NASA's SPHEREx Mission Will Investigate the Origins of the Universe (engadget.com)
NASA announced this week that it will create the Spectro-Photometer for the History of the Universe, Epoch of Reionization and Ices Explorer: SPHEREx for short. It'll look at how our universe has changed, and how common the ingredients of life are in the Milky Way. From a report: The space agency is aiming for a 2023 launch and has already earmarked $242 million for the project, not including launch costs, which is supposed to last for at least two years. Once SPHEREx is already in orbit, it will observe and collect data on over 300 million galaxies, some as far as 10 billion light-years away from Earth, and 100 million stars in our own Milky Way every six months. It will use technologies adapted from Earth satellites and Mars spacecraft to survey the sky in optical and near-infrared light. Since it will use 96 wavelengths in all, it will give NASA a way to create an extremely detailed sky map with a resolution that's much, much higher than previous ones.

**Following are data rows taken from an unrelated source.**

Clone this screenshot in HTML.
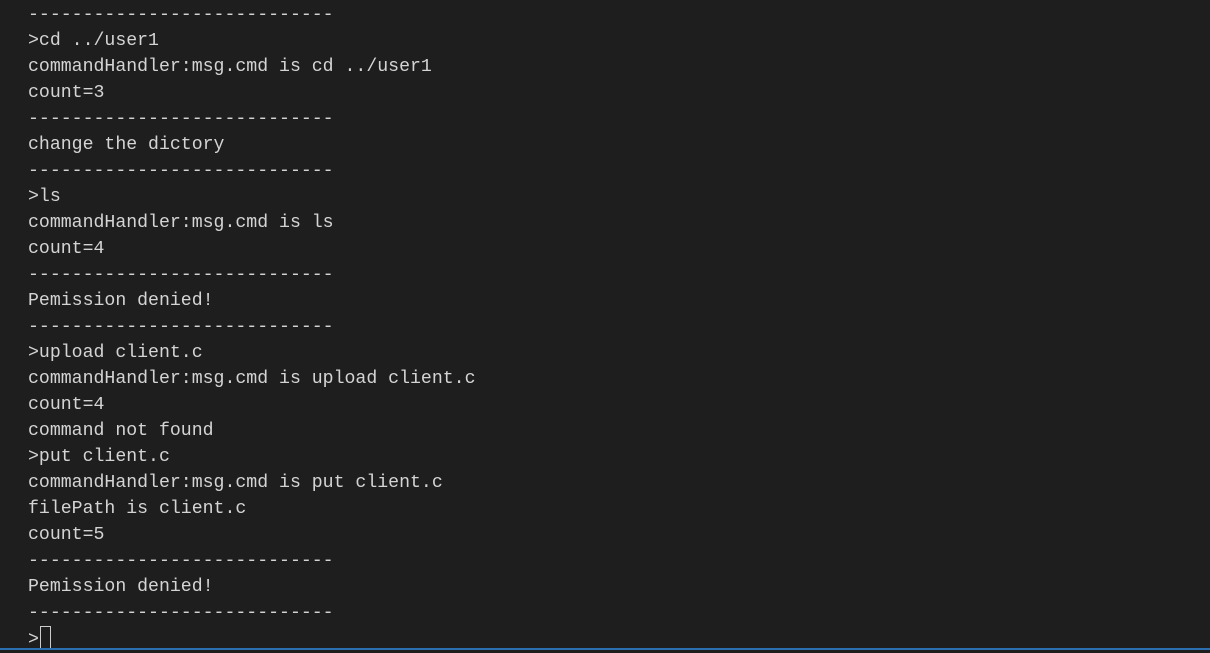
<html><head><style>
body{margin:0;background:#1e1e1e;width:1210px;height:650px;overflow:hidden;position:relative}
pre{margin:0;padding:2px 0 0 28px;font-family:"Liberation Mono",monospace;font-size:18.2px;line-height:26px;color:#d4d4d4}
.cur{display:inline-block;width:9px;height:22px;border:1px solid #cccccc;vertical-align:-6px;margin-left:1px}
.bar{position:absolute;left:0;right:0;bottom:0;height:2px;background:#2b6fb0}
</style></head><body><pre>----------------------------
>cd ../user1
commandHandler:msg.cmd is cd ../user1
count=3
----------------------------
change the dictory
----------------------------
>ls
commandHandler:msg.cmd is ls
count=4
----------------------------
Pemission denied!
----------------------------
>upload client.c
commandHandler:msg.cmd is upload client.c
count=4
command not found
>put client.c
commandHandler:msg.cmd is put client.c
filePath is client.c
count=5
----------------------------
Pemission denied!
----------------------------
><span class="cur"></span></pre><div class="bar"></div></body></html>
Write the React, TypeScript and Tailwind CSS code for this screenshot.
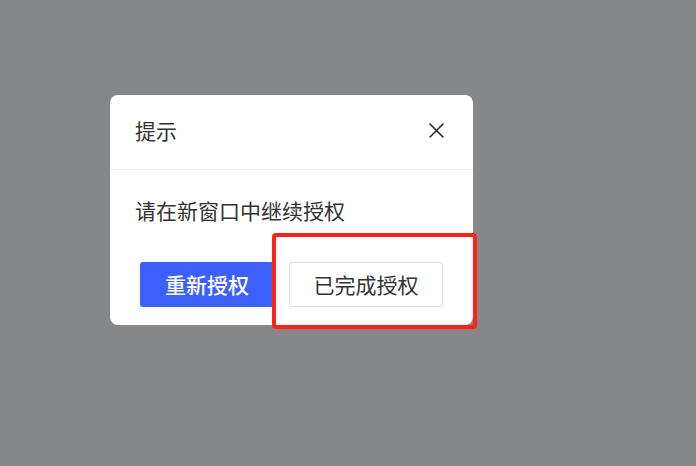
import React from 'react';

const font = { fontFamily: '"Noto Sans CJK SC", "Noto Sans", sans-serif' };

const App: React.FC = () => {
  return (
    <div className="relative w-[696px] h-[466px] bg-[#868789] pl-[110px] pt-[95px]" style={font}>
      <div className="w-[363px] h-[230px] rounded-lg bg-white flex flex-col">
        {/* Header */}
        <div className="h-[75px] shrink-0 px-[25px] flex items-center justify-between border-b border-[#eeeeee]">
          <span className="text-[21px] leading-none text-[#333333] -mt-[3px]">提示</span>
          <button className="w-[20px] h-[20px] flex items-center justify-center mr-[2px] -mt-[3px]" aria-label="关闭">
            <svg width="15" height="15" viewBox="0 0 15 15" fill="none" stroke="#222222" strokeWidth="1.5" strokeLinecap="round">
              <path d="M1 1L14 14M14 1L1 14" />
            </svg>
          </button>
        </div>

        {/* Body */}
        <div className="px-[25px] pt-[27px] text-[21px] leading-[26px] text-[#333333]">请在新窗口中继续授权</div>

        {/* Footer */}
        <div className="mt-[39px] pl-[30px] flex gap-[15px]">
          <button className="w-[134px] h-[45px] rounded-[3px] bg-[#3d5ffb] text-white text-[21px] leading-none font-medium">
            重新授权
          </button>
          <button className="w-[154px] h-[45px] rounded-[3px] bg-white border border-[#dcdcdc] text-[#333333] text-[21px] leading-none">
            已完成授权
          </button>
        </div>
      </div>

      {/* annotation highlight */}
      <div className="absolute left-[272px] top-[233px] w-[205px] h-[96px] border-4 border-[#ff2116] rounded-[4px]" />
    </div>
  );
};

export default App;
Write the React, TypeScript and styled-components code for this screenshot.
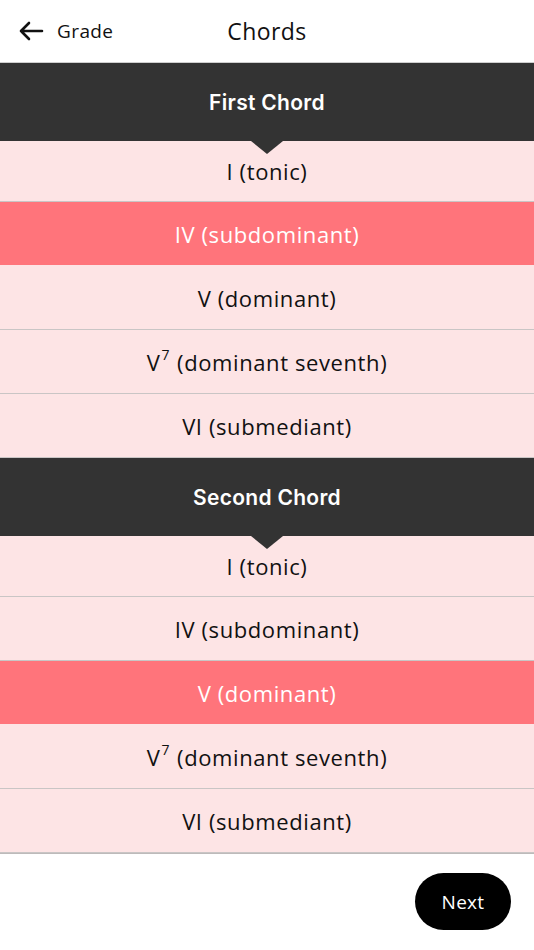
import React from 'react';
import styled, { createGlobalStyle } from 'styled-components';

const GlobalStyle = createGlobalStyle`
  html, body {
    margin: 0;
    padding: 0;
    background: #ffffff;
  }
  body {
    font-family: "Open Sans", "Noto Sans", sans-serif;
    color: #111;
  }
`;

const Page = styled.div`
  width: 534px;
  min-height: 950px;
  display: flex;
  flex-direction: column;
  background: #fff;
`;

const TopBar = styled.header`
  height: 62px;
  display: grid;
  grid-template-columns: 1fr auto 1fr;
  align-items: center;
  border-bottom: 1px solid #cfcfcf;
`;

const BackLink = styled.div`
  display: flex;
  align-items: center;
  gap: 13px;
  padding-left: 18px;
  font-size: 19px;
  letter-spacing: 0.4px;
  color: #111;
`;

const Title = styled.h1`
  margin: 0;
  font-size: 23px;
  font-weight: 400;
  letter-spacing: 0.4px;
  color: #111;
`;

const SectionHead = styled.div`
  position: relative;
  height: 78px;
  background: #333333;
  color: #fff;
  display: flex;
  align-items: center;
  justify-content: center;
  font-family: Inter, Roboto, "Liberation Sans", sans-serif;
  font-weight: 600;
  font-size: 21px;
  letter-spacing: 0.3px;

  &::after {
    content: '';
    position: absolute;
    left: 50%;
    bottom: -13px;
    transform: translateX(-50%);
    border-left: 16px solid transparent;
    border-right: 16px solid transparent;
    border-top: 13px solid #333333;
    z-index: 2;
  }
`;

const OptionList = styled.div`
  display: flex;
  flex-direction: column;
`;

const Option = styled.div<{ $active?: boolean }>`
  box-sizing: border-box;
  height: 64px;
  display: flex;
  align-items: center;
  justify-content: center;
  font-size: 22px;
  letter-spacing: 0.6px;
  background: ${p => (p.$active ? '#ff747b' : '#fde4e5')};
  color: ${p => (p.$active ? '#ffffff' : '#111111')};
  border-bottom: 1px solid ${p => (p.$active ? '#fde4e5' : '#c9c5c5')};

  &:first-child {
    height: 61px;
  }

  sup {
    font-size: 14px;
    line-height: 0;
    position: relative;
    top: -7px;
    margin-left: 1px;
    margin-right: 7px;
  }
`;

const Footer = styled.div`
  display: flex;
  justify-content: flex-end;
  padding: 19px 23px 0 0;
  border-top: 1px solid #bdbaba;
`;

const NextButton = styled.button`
  width: 96px;
  height: 57px;
  border: none;
  border-radius: 29px;
  background: #000;
  color: #fff;
  font-family: "Open Sans", "Noto Sans", sans-serif;
  font-size: 19px;
  letter-spacing: 0.3px;
  cursor: pointer;
`;

type Chord = { label: string; sup?: string; rest: string };

const chords: Chord[] = [
  { label: 'I', rest: '(tonic)' },
  { label: 'IV', rest: '(subdominant)' },
  { label: 'V', rest: '(dominant)' },
  { label: 'V', sup: '7', rest: '(dominant seventh)' },
  { label: 'VI', rest: '(submediant)' },
];

function ChordGroup({ title, selected }: { title: string; selected: number }) {
  return (
    <>
      <SectionHead>{title}</SectionHead>
      <OptionList>
        {chords.map((c, i) => (
          <Option key={i} $active={i === selected}>
            {c.label}
            {c.sup ? <sup>{c.sup}</sup> : '\u00a0'}
            {c.rest}
          </Option>
        ))}
      </OptionList>
    </>
  );
}

export default function App() {
  return (
    <Page>
      <GlobalStyle />
      <TopBar>
        <BackLink>
          <svg width="26" height="20" viewBox="0 0 26 20" fill="none" stroke="#111" strokeWidth="2.6" strokeLinecap="round" strokeLinejoin="round">
            <path d="M24 10H3M11 2L3 10l8 8" />
          </svg>
          Grade
        </BackLink>
        <Title>Chords</Title>
        <div />
      </TopBar>
      <ChordGroup title="First Chord" selected={1} />
      <ChordGroup title="Second Chord" selected={2} />
      <Footer>
        <NextButton>Next</NextButton>
      </Footer>
    </Page>
  );
}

That's less than the cost of a couple months of Trump visits to his own golf courses!
I've abandoned my search for truth; now I'm just looking for some useful delusions.
Was reading Alistar McGrath this last week and he proclaimed the superiority of religion to science is that science can only reveal "shallow truths". I guess SPHEREx is just another attempt to discover shallow truths.
https://www.abc.net.au/religio...
You can learn the origins of the universe, for free.
If the Universe is constantly expanding at a rate greater than the speed of light, then won't any information we get on it's origins from this be out-of-date by the time we get it?
Now, wouldn't properly funding an effort such as this be infinitely more beneficial to the U.S. and the rest of humanity than building a silly expensive wall that became obsolete about a century ago? I guess there's some perverse sort of continuum: a white whale coming from an orange whale.
If only people dedicated as much energy to the cleverness of their experiments as the cleverness of their study names. The end result of this experiment will be, predictably, that there are a lot of points of light up there in the sky, far away and out of reach. Q. How common are the building blocks of life? A. Common enough to allow life to have started here on Earth Q. But is that really really common or not common at all? A. If I answer one or the other, will it make any difference during the lifetime of the human race?
The main goal of the telescope is to search for water and organic molecules in the Milky Way. A far cry from looking at the Big Bang or trying to find God for that matter.
Not sure how they manage to get "SPHEREx" out of that full title.
But I guess SPHUERIE didn't sound catchy enough.
People do realize that the Space Force is just that part of the Air Force that launches.